By Sarah-Claire Jordan,
With Arabic being an official language in 24 different countries, you have to at least wonder how many different dialects or varieties of the language exist. Just like the Spanish spoken in Latin America, each country has its own flavor of the language with local slang and even different verb conjugations sometimes. Countries that share a border tend to have similar dialects at least along the border simply due to the constant exchange that goes on there.
Continuing with the comparison to Spanish-speaking countries in Latin America, most of the varieties of Arabic are very mutually intelligible, since they are simply dialects of the same language. Here is a breakdown of the different groups of Arabic dialects:
Peninsular Arabic includes all of the varieties of Arabic spoken on the Arabian Peninsula. This means the Arabic spoken in Yemen, Oman, Qatar, Saudi Arabia, Kuwait, Bahrain, United Arab Emirates, Iraq, and Jordan. Though this is the area where Arabic originated, the Arabic spoken there does not share very much with Classical Arabic.

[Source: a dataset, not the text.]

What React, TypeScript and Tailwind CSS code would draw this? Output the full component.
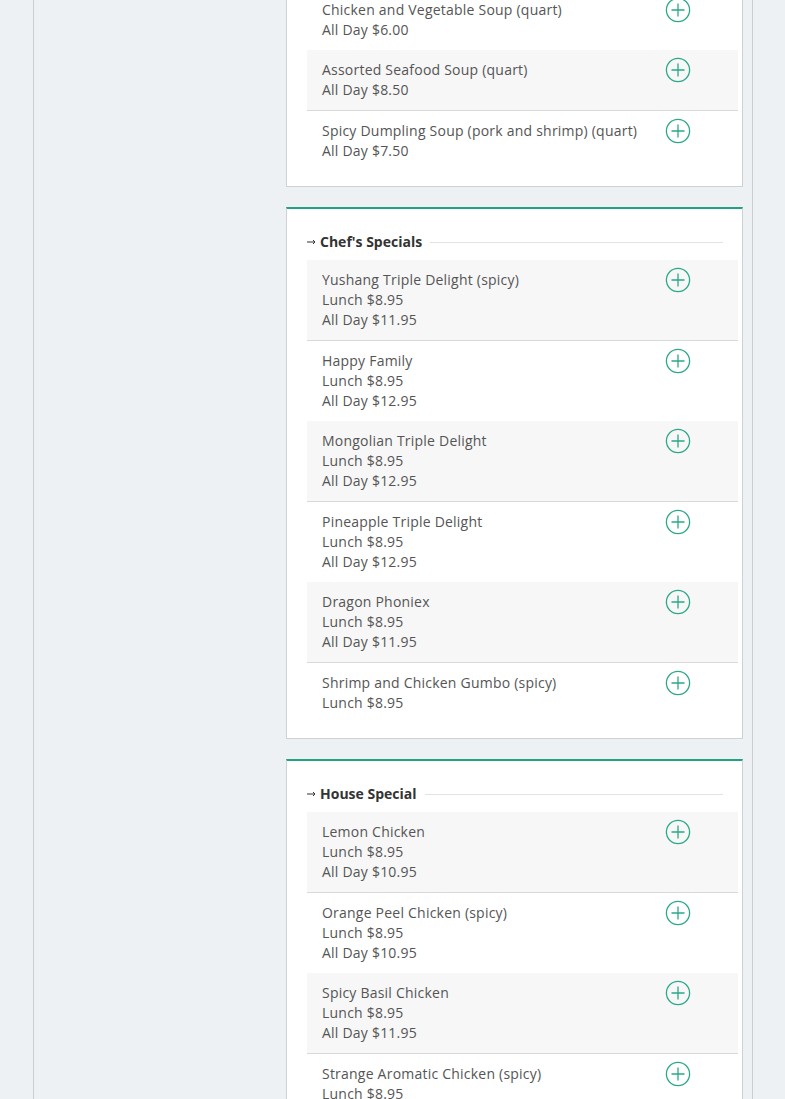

This group of Arabic dialects includes all of the dialects and varieties spoken in the Maghreb, the region of North Africa to the west of Egypt. Maghrebi dialects are spoken in Morocco, Tunisia, Libya, and Algeria. They show Berber, Punic, Spanish, French, Italian, Turkish, and English influences.
The Sudanese Arabic group includes Chadic, Juba, and Sudanese Arabic. Juba Arabic is used as a lingua franca that developed from a pidgin that was based on Sudanese Arabic. The dialects in this group are considered by some to be the most archaic but purest forms of Arabic, and many accents of Sudanese Arabic speakers are similar to those of Saudi Arabian Arabic speakers.

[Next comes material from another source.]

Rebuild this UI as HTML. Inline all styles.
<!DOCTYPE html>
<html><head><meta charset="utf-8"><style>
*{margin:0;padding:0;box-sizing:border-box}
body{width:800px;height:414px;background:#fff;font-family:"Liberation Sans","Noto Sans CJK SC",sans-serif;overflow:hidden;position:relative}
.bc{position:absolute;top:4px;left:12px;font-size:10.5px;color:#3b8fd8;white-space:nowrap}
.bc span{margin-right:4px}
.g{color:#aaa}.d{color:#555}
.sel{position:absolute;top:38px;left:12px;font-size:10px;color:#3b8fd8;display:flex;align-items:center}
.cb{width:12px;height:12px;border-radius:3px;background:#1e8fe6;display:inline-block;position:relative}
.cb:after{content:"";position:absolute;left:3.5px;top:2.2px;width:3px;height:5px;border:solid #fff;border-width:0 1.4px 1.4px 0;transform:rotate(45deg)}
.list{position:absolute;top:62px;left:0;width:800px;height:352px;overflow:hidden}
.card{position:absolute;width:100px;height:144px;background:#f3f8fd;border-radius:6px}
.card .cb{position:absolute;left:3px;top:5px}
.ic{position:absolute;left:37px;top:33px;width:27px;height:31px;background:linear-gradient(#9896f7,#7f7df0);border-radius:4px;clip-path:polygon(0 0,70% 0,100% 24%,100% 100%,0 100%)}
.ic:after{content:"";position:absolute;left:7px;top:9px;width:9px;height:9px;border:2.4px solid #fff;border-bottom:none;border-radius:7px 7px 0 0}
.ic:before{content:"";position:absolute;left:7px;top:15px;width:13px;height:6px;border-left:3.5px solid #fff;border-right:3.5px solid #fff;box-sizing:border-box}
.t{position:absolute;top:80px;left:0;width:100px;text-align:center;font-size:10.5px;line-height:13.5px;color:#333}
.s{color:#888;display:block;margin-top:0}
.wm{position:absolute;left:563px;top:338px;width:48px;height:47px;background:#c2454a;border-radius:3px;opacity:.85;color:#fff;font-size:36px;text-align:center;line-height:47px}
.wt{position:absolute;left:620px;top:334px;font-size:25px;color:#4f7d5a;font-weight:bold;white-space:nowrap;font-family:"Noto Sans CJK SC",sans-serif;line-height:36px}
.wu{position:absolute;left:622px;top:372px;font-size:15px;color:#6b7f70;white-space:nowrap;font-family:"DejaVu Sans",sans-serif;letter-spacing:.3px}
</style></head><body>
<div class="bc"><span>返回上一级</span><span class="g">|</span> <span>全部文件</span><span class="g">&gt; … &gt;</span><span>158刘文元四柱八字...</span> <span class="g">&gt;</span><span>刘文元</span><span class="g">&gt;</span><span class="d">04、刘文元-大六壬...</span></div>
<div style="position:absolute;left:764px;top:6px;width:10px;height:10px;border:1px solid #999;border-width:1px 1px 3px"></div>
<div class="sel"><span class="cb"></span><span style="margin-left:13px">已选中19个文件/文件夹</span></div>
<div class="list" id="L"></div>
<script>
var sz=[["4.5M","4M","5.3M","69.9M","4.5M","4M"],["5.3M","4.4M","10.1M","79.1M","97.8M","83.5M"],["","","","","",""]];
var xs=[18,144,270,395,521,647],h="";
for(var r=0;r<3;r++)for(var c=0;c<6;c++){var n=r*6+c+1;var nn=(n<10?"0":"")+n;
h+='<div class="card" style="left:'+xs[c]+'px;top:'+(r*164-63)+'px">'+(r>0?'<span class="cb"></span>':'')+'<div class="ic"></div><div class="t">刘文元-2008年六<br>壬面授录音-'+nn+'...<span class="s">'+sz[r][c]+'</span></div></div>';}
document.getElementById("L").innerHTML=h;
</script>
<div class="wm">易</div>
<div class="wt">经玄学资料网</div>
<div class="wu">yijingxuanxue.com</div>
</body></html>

As the name suggests, Egyptian Arabic dialects are spoken in Egypt. They include Egyptian Arabic as well as Sa’idi Arabic, which is spoken mostly around the Egyptian border with Sudan. Speakers of Egyptian Arabic don’t always understand Sa’idi Arabic speakers if they speak a more conservative type of the dialect.
This Arabic group includes Mesopotamian Arabic and North Mesopotamian Arabic. Since the lingua franca of Mesopotamia was Aramaic, the varieties from that area show some Aramaic influences. It is spoken in Syria, southeastern Turkey, and Iran, as well as within some Iraqi communities who have settled in the region.
Right next to where Mesopotamian Arabic varieties are spoken, you have the Levantine varieties. They are spoken in Syria, Cyprus, Jordan, Lebanon, and Palestine, and include a total of 8 different dialects. All Levantine Arabic dialects have a unique stress pattern that most other dialects do not have.
Though now an extinct group of dialects, Andalusian Arabic included all of the dialects spoken on the Iberian Peninsula during the time when the area was under Muslim rule. As soon as the Moriscos were forced out of the region, these dialects died out. Andalusian Arabic dialects can still be heard in the traditional music of the Andalusia region of Spain.